Her ne kadar Alman muhafazakarları ile pek çok konuda taban tabana zıt olsa da Hollande’ın verdiği mesaj da tarihteki Alman Fransız ilişkileri de iki ülkenin Avrupa’da stratejik ortak olmayı sürdüreceği yönünde. Alman Handelsblatt gazetesine verdiği röportajda Merkel’ın Sarkozy’yi desteklemesini anlayışla karşıladığını söyleyen Hollande, ilk resmi yurtdışı ziyaretini Almanya’ya yapacağını da ilan etti. Ayrıca Muhafazakar Giscard d'Estaing ve Sosyal Demokrat Helmut Schmidt ile Sosyalist François Mitterand ve Hıristiyan Demokrat Helmut Kohl de zor dönemleri birlikte aştığını unutmamak gerek. Siyasi çıkarların zamanla Hollande ve Merkel arasındaki kimyayı olumlu yönde etkileyeceği kesin. Asıl Fransa cumhurbaşkanlığı seçiminin ortaya çıkardığı başka bir eğilimden endişe etmek gerekiyor.
Seçimin sonucu herkes için felaket
Fransız muhafazakar ve sosyalist liderler seçim öncesi düello ederken, Fransız aşırı sağcı Ulusal Cephe lideri Marine Le Pen, oyların neredeyse %20’sini elde etti. Bu Fransız milliyetçileri için tarihi bir başarı. Seçime katılım oranının anketlerin verdiği tahminin çok üstünde, %80’i ulaştığını da dikkate almakta yarar var. Altı Mayıs’ta yapılacak ikinci turda Sarkozy ve Hollande arasındaki mücadelenin sonucunu, muhafazakar ve sosyalistlerin yürüteceği siyaset değil Le Pen’in partisi belirleyecek.
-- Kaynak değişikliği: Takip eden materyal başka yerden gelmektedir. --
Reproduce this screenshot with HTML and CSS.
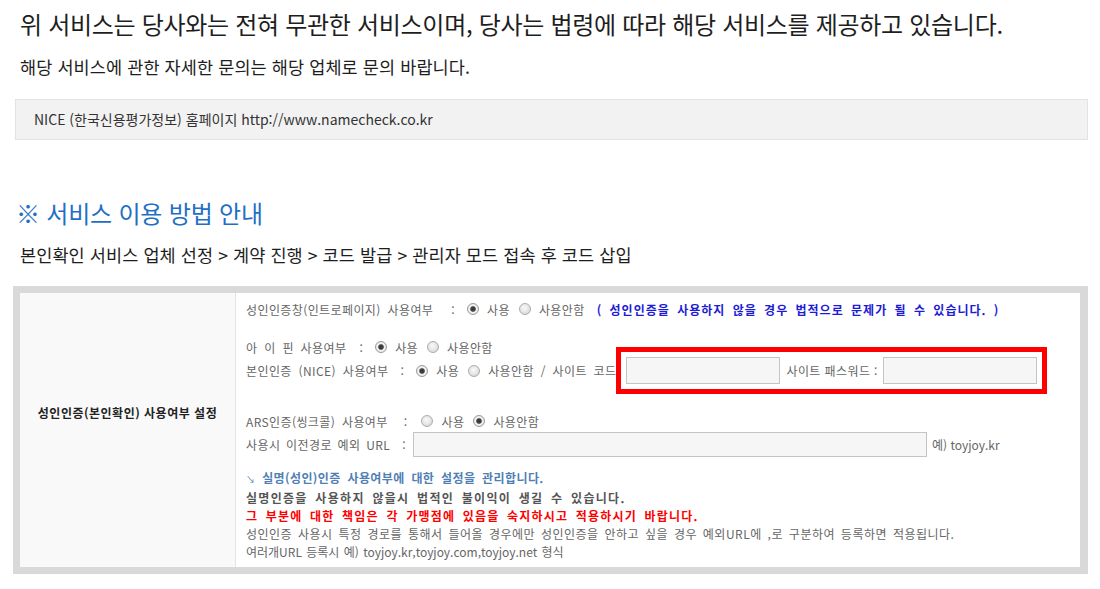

Marine Le Pen, kimi destekleyeceğini işçi bayramına alternatif olarak kutladıkları Jeanne d'Arc gününde, 1 Mayıs’ta açıklayacağını söyledi. Fransa cumhurbaşkanlığı seçimi nasıl sonuçlanırsa sonuçlansın, Almanya ve Fransa ortaklığı tehlikeye düşmeyecektir. Merkel, Hollande’ın cumhurbaşkanı olmasından değil, Fransa’daki aşırı sağın başarısından korkmalıdır. Çünkü bu sadece Almanya değil, bütün Avrupa için felakettir. Almanya da Başbakan Angela Merkel da AB içindeki en iyi ortağındaki asıl siyasi gelişmeye Fransız kaldı ve bu felaketi göremedi.